Apprenticeship Carolina, a statewide apprenticeship intermediary housed within the South Carolina Technical College System, will lead efforts to scale the existing Charleston Regional Youth Apprenticeship Program and enroll 800 youth apprentices statewide over the next four years. The grant will fund youth apprentices’ tuition and the provision of supportive services through four new Youth Apprenticeship Coordinators at the technical colleges. The federal investment will also provide critical resources to support regional youth apprenticeship councils, which include technical colleges and other education, business, and workforce partners, to develop youth apprenticeship in high-growth industries, including healthcare, manufacturing, construction, transportation, automotive, and IT. In addition, Apprenticeship Carolina will continue to convene all of the regional colleges to align on the state’s youth apprenticeship goals, including developing new marketing tools and employer resources.
Partners include: South Carolina Department of Education, South Carolina Department of Employment and Workforce, South Carolina Department of Commerce, South Carolina Department of Social Services, 16 technical colleges, Manufacturers Alliance, SC Hospital Association, and other industry and workforce partners. Examples of main employer partners include BMW, Trident Heath, Arthrex, Nephron Pharmaceuticals, Palmetto Synthetics, McLeod Information Systems, Kion, CBE IT Solutions, Trane, Embroidery Solutions, Spartanburg Regional Medical Center, Michelin, Draexlmaier, and many other companies
Alamo Community College District, Palo Alto College, and San Antonio Works (SA Works) will lead this locally-grown, regionally-focused program in Texas to serve 1,200 youth apprentices over four years. About 800 of these apprentices will be enrolled in Registered Apprenticeships. The program will target foster youth and youth enrolled in the Alamo Promise program, which covers postsecondary tuition for low-income high school students. SA Works will facilitate relationships with employers in high-demand sectors such as financial services and advanced manufacturing, while expanding the ongoing apprenticeship activity in IT and healthcare. Alamo Community College District will serve as the student-facing entity to provide pre-apprenticeship programs with wrap-around services to help students enroll and persist in Registered Apprenticeship programs. At the state level, the program will participate in a learning network through Educate Texas that will align the efforts of regional programs, develop a community of business, education, and community leaders, share effective practices and resources, and build a common voice to advocate for supportive policy. More information about the Texas Youth Apprenticeship Partnership, a PAYA grantee, can be found here).

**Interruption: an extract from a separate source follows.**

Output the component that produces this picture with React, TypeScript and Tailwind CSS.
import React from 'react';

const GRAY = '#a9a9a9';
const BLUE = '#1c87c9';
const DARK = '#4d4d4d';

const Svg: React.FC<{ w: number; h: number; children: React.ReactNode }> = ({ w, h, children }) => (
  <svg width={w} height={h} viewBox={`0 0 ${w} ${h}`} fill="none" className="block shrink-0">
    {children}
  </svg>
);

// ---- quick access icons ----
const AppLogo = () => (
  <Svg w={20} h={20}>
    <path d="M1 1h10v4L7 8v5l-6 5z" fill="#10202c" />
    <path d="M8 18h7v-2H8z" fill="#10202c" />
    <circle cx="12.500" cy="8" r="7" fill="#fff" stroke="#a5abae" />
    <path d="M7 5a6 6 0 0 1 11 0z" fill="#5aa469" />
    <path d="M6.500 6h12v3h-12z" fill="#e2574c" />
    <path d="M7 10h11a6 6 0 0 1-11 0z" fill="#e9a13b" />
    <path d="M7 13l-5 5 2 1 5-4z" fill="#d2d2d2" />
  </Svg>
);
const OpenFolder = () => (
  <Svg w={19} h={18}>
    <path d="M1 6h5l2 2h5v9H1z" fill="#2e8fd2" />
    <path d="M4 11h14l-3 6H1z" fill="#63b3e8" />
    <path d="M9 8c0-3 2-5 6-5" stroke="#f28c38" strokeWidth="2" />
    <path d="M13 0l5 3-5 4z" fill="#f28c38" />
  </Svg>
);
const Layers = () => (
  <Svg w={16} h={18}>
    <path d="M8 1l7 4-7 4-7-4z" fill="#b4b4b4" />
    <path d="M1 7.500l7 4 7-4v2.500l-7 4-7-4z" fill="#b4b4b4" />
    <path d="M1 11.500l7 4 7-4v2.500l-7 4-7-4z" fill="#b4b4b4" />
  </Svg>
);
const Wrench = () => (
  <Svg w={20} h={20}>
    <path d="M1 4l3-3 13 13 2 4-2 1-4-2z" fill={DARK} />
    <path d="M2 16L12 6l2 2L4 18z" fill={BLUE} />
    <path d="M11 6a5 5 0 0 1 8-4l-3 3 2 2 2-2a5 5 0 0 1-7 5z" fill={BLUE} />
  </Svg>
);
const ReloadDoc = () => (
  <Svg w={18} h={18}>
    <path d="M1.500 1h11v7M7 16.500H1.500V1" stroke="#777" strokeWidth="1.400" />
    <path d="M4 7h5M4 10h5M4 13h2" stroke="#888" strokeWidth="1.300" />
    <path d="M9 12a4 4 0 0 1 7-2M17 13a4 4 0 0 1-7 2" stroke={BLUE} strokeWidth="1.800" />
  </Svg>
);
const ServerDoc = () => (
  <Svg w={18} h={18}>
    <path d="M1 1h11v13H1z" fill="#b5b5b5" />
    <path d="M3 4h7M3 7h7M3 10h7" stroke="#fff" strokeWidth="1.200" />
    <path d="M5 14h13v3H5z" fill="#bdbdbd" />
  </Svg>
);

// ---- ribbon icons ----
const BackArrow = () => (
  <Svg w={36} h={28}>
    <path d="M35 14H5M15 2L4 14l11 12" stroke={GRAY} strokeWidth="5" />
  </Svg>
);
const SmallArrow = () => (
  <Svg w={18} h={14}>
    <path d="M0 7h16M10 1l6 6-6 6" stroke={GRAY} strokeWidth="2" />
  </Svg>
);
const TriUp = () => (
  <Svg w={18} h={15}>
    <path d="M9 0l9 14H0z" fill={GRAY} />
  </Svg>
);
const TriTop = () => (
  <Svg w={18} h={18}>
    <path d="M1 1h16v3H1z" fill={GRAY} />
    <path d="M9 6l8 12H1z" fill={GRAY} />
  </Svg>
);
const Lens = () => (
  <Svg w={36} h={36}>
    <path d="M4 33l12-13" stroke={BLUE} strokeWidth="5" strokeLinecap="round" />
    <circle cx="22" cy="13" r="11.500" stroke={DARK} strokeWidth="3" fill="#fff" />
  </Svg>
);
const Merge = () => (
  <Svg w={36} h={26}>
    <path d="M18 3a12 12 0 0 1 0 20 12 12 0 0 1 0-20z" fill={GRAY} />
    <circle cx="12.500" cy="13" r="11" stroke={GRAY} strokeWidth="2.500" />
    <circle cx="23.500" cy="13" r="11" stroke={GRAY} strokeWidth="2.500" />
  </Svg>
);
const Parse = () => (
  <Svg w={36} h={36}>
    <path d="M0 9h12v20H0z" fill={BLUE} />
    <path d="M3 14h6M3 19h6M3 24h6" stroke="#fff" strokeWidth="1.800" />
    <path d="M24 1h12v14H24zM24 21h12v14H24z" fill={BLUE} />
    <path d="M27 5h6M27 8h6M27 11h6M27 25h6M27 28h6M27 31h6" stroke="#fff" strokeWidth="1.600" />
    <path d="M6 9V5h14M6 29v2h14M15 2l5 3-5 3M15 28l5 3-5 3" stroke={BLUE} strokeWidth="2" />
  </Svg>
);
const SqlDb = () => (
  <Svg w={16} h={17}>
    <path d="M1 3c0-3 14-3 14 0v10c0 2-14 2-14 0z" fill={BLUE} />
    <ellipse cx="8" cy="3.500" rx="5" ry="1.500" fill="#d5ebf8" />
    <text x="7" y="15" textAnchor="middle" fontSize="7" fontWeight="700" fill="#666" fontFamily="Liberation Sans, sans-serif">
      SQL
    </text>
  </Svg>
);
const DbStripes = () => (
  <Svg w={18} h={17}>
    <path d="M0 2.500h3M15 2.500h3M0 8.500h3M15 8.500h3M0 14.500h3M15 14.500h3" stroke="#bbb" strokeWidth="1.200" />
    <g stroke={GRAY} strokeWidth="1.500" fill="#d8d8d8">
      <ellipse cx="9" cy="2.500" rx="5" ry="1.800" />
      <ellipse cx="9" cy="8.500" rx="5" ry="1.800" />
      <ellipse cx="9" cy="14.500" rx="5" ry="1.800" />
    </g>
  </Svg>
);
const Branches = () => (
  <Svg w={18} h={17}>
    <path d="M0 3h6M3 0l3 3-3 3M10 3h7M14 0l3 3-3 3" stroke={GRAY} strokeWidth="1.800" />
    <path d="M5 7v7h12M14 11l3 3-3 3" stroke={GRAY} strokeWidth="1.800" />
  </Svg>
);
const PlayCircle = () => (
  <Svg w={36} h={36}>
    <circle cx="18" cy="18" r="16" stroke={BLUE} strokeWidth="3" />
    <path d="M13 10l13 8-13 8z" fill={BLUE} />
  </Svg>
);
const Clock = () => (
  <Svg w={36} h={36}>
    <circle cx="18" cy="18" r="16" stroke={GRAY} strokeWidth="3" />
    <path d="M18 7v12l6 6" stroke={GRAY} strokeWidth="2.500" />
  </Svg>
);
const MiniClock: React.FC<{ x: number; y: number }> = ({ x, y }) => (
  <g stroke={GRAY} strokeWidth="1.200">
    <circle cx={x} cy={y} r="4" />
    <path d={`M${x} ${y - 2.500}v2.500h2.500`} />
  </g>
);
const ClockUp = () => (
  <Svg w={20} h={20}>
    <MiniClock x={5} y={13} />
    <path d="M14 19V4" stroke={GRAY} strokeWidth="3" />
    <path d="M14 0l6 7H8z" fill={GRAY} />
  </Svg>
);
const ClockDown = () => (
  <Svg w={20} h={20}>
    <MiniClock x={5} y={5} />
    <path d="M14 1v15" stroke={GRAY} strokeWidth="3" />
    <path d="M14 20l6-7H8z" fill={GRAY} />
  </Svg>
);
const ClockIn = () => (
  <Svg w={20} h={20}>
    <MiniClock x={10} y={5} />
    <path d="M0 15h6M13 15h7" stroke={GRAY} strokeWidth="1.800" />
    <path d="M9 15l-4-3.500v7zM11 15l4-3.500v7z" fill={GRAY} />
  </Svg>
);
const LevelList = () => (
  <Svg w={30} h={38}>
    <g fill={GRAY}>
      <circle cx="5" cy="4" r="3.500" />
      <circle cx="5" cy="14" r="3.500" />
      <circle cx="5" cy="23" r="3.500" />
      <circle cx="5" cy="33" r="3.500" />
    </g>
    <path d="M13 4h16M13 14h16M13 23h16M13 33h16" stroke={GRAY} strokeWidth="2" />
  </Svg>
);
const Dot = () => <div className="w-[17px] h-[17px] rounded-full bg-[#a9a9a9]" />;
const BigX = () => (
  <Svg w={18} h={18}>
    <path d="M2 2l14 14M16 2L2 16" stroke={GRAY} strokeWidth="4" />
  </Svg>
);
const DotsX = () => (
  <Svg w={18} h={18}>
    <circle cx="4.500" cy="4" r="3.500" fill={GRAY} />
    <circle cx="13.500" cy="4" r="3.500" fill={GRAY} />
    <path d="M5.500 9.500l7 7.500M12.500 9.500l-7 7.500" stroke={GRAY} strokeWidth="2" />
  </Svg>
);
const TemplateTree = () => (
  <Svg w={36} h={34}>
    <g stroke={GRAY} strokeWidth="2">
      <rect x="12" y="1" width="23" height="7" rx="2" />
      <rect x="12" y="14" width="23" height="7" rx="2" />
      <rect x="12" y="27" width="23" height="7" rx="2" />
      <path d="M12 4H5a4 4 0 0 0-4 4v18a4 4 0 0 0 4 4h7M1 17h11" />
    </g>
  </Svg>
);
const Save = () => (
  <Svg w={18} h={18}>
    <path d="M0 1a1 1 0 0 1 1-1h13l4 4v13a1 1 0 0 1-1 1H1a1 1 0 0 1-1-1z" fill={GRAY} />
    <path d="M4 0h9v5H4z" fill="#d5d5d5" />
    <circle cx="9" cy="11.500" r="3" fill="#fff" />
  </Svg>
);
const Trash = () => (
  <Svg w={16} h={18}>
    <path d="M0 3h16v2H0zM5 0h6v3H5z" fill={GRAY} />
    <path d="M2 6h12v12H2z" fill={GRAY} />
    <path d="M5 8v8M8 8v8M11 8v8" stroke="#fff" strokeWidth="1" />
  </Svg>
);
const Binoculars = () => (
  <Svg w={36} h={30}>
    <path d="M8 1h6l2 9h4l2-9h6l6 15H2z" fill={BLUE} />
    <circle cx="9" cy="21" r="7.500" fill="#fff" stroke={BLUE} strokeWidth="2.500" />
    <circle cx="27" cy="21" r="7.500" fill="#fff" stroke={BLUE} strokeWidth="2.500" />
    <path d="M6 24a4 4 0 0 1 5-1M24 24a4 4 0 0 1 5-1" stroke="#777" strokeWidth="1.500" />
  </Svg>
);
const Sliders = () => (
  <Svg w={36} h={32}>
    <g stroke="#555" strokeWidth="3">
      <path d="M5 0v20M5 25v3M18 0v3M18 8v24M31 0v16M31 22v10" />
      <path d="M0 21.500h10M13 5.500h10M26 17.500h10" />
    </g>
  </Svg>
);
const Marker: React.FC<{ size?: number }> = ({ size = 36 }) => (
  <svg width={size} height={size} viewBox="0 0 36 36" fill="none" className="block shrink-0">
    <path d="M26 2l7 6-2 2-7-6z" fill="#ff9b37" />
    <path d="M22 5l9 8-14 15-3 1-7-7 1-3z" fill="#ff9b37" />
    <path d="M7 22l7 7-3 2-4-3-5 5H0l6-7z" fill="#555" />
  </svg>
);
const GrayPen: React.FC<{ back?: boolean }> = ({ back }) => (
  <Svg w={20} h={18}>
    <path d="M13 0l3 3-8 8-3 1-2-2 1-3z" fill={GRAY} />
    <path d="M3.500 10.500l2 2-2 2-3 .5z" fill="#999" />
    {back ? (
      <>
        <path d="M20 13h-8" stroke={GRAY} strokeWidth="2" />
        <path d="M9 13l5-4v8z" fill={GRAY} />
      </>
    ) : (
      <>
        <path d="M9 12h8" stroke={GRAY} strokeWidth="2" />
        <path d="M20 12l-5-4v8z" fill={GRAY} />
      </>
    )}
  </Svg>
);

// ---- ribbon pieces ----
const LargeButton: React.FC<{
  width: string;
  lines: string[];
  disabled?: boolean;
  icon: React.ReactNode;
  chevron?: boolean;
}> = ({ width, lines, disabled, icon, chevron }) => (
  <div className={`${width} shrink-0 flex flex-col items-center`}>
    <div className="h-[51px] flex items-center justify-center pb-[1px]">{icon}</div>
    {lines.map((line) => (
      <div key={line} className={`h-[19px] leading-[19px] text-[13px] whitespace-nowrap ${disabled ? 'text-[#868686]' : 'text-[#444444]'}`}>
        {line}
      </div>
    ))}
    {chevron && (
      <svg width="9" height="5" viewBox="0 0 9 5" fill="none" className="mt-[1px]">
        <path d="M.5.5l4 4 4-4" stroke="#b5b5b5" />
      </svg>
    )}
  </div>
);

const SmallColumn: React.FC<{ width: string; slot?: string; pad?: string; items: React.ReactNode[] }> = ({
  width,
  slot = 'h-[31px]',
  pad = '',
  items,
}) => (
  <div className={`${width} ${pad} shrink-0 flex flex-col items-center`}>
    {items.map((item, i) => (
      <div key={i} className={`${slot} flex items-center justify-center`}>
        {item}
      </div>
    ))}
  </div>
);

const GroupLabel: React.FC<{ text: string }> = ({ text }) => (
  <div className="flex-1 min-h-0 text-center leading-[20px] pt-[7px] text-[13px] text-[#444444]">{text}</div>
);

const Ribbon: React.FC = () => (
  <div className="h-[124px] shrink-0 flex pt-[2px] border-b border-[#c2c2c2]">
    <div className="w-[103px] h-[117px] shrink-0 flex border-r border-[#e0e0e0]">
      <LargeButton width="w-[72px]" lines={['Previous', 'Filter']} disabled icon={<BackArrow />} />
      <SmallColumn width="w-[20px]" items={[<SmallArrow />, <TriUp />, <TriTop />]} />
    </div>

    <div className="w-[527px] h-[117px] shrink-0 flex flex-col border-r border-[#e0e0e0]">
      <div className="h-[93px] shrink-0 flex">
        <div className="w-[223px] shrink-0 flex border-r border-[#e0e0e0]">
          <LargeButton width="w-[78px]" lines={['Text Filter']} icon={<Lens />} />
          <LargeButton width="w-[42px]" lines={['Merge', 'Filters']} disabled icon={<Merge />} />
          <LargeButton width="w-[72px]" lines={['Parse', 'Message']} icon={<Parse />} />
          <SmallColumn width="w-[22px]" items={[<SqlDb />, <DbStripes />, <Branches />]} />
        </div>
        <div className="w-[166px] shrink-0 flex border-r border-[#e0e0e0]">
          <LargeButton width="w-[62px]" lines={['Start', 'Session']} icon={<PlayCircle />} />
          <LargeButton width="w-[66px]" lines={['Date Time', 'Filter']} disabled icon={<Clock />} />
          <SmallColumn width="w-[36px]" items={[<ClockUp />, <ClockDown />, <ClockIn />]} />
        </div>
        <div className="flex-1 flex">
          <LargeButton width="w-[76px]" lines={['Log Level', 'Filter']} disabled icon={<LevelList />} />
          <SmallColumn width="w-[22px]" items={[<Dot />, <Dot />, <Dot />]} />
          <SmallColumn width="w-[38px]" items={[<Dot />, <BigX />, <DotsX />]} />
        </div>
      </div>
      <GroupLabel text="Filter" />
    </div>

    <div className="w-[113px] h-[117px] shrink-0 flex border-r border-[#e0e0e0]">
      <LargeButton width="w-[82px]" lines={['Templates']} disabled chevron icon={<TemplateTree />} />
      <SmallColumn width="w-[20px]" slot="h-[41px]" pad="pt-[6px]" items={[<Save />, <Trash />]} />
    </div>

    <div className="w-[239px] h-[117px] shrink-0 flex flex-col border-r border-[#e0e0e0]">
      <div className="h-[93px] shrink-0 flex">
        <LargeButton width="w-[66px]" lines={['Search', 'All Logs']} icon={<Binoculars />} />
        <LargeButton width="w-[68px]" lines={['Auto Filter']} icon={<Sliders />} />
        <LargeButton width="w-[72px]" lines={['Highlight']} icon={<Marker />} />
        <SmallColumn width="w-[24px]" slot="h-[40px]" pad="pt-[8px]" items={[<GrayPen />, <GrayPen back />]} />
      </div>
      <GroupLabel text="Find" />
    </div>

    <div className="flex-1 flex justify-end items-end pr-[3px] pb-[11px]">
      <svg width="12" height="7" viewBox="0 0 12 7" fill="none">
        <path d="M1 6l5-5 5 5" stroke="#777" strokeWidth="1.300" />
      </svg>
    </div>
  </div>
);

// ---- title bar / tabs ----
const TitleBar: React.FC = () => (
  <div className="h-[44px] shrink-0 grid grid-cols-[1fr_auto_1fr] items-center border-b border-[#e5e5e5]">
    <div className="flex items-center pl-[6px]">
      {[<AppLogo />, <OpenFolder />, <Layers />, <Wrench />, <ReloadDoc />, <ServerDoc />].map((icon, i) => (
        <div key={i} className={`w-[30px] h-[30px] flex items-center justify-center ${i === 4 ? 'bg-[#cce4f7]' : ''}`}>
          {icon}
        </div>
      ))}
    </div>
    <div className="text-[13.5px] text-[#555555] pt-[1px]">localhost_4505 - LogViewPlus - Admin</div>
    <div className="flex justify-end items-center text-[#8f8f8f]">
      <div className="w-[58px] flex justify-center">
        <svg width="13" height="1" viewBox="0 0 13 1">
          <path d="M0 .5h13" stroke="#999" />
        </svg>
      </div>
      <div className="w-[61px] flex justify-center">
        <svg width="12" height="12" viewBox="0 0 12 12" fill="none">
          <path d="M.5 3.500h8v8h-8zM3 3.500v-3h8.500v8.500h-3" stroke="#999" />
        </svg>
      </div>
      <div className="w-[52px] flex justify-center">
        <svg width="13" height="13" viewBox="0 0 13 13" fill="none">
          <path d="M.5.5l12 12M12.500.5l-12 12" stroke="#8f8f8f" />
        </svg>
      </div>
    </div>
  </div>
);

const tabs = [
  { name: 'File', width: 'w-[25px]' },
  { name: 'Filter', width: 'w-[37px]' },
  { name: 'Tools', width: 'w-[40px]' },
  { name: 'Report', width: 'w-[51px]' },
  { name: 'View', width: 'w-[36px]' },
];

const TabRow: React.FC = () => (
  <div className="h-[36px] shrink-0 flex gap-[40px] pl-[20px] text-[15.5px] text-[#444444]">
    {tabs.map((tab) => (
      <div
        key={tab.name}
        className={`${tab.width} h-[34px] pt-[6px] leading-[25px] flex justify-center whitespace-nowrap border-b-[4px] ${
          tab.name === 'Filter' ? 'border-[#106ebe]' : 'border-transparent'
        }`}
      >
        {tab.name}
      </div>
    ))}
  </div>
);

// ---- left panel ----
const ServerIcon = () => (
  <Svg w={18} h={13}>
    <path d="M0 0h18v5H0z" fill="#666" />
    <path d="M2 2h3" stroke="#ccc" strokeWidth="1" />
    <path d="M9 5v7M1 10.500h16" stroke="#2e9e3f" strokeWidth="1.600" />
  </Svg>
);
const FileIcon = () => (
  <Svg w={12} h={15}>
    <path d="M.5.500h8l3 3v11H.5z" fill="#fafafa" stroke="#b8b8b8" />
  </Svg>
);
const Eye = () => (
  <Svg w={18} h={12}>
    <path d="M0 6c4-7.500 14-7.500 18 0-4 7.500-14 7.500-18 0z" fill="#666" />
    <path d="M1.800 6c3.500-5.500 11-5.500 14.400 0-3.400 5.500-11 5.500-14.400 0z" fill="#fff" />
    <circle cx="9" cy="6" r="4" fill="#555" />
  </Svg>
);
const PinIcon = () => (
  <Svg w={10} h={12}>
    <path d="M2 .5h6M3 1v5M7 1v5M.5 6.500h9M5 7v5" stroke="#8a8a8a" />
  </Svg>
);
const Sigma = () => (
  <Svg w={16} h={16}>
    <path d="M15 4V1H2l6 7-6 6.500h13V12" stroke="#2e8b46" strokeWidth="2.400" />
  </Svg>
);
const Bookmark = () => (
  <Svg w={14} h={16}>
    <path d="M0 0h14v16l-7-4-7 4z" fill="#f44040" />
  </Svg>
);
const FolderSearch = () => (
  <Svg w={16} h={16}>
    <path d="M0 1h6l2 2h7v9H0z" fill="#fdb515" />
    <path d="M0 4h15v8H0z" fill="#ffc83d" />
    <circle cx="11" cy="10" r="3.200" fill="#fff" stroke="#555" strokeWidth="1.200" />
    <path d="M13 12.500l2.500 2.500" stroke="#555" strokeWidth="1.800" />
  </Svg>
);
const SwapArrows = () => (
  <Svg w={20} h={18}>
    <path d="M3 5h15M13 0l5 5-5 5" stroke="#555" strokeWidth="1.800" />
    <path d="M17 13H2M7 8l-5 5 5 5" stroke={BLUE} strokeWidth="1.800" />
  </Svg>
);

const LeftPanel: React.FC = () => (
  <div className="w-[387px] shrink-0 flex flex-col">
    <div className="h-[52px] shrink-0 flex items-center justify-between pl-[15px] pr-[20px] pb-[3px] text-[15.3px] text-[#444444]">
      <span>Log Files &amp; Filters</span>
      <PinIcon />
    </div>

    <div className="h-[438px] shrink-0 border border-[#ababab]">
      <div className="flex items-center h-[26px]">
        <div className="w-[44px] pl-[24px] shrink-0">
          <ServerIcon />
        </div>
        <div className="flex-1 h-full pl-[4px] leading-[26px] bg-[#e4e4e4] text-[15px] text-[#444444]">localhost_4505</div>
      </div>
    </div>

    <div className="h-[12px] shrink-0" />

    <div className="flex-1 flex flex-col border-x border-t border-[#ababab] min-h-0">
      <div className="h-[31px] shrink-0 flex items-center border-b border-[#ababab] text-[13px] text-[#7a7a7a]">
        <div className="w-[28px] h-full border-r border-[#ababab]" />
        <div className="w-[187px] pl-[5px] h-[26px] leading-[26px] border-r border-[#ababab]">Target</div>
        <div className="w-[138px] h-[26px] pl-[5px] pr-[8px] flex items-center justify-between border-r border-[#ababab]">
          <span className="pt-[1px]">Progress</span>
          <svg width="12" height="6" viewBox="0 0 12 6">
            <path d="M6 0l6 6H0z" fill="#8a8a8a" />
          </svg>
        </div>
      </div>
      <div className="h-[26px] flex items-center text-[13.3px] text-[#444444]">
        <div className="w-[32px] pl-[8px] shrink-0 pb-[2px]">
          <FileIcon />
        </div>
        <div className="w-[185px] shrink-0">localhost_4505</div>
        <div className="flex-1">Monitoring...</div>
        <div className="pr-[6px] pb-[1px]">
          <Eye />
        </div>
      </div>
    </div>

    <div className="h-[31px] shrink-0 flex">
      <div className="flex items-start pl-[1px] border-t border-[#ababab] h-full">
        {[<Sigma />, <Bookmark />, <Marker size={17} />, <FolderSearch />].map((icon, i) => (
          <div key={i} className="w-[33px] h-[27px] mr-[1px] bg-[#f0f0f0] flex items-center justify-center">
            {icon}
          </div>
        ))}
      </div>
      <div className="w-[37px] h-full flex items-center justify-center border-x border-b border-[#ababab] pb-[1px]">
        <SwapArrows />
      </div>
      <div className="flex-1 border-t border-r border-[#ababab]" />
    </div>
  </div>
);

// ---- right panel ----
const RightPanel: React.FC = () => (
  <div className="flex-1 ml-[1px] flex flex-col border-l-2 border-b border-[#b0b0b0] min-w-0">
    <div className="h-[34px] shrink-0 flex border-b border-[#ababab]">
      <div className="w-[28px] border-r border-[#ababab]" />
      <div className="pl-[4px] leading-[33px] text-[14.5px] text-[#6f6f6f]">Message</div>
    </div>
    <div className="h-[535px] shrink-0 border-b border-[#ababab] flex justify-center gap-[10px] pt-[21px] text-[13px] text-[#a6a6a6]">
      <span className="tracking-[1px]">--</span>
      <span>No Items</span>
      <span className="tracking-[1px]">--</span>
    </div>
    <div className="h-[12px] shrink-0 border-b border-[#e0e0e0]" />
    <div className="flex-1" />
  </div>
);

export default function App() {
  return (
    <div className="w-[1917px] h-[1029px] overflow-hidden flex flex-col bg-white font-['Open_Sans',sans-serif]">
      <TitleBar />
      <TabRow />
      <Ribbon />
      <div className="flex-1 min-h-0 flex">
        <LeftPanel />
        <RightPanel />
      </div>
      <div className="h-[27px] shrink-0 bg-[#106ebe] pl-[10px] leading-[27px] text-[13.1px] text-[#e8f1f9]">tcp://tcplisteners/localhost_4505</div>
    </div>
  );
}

Partners include: Palo Alto College/Alamo Colleges, SA Works, Educate Texas,Cox Manufacturing, BB&T Bank, Workforce Solutions Alamo, Bexar County Children's Court, Bexar County Fostering Educational Success Pilot program, AlamoPromise, San Antonio Manufacturers Association, San Antonio Economic Development Foundation
As workforce and education leaders across the country look to adapt to a changing economy and grow and retain local talent, youth apprenticeship offers an opportunity for state leaders to support youth in an economic recovery and future talent development efforts. However, they can’t do it alone. The significant federal investment will provide critical resources to support strong state, regional, and local partnerships that will be necessary to expand youth apprenticeship programs and build the statewide infrastructure to link programs and support their sustainability over time.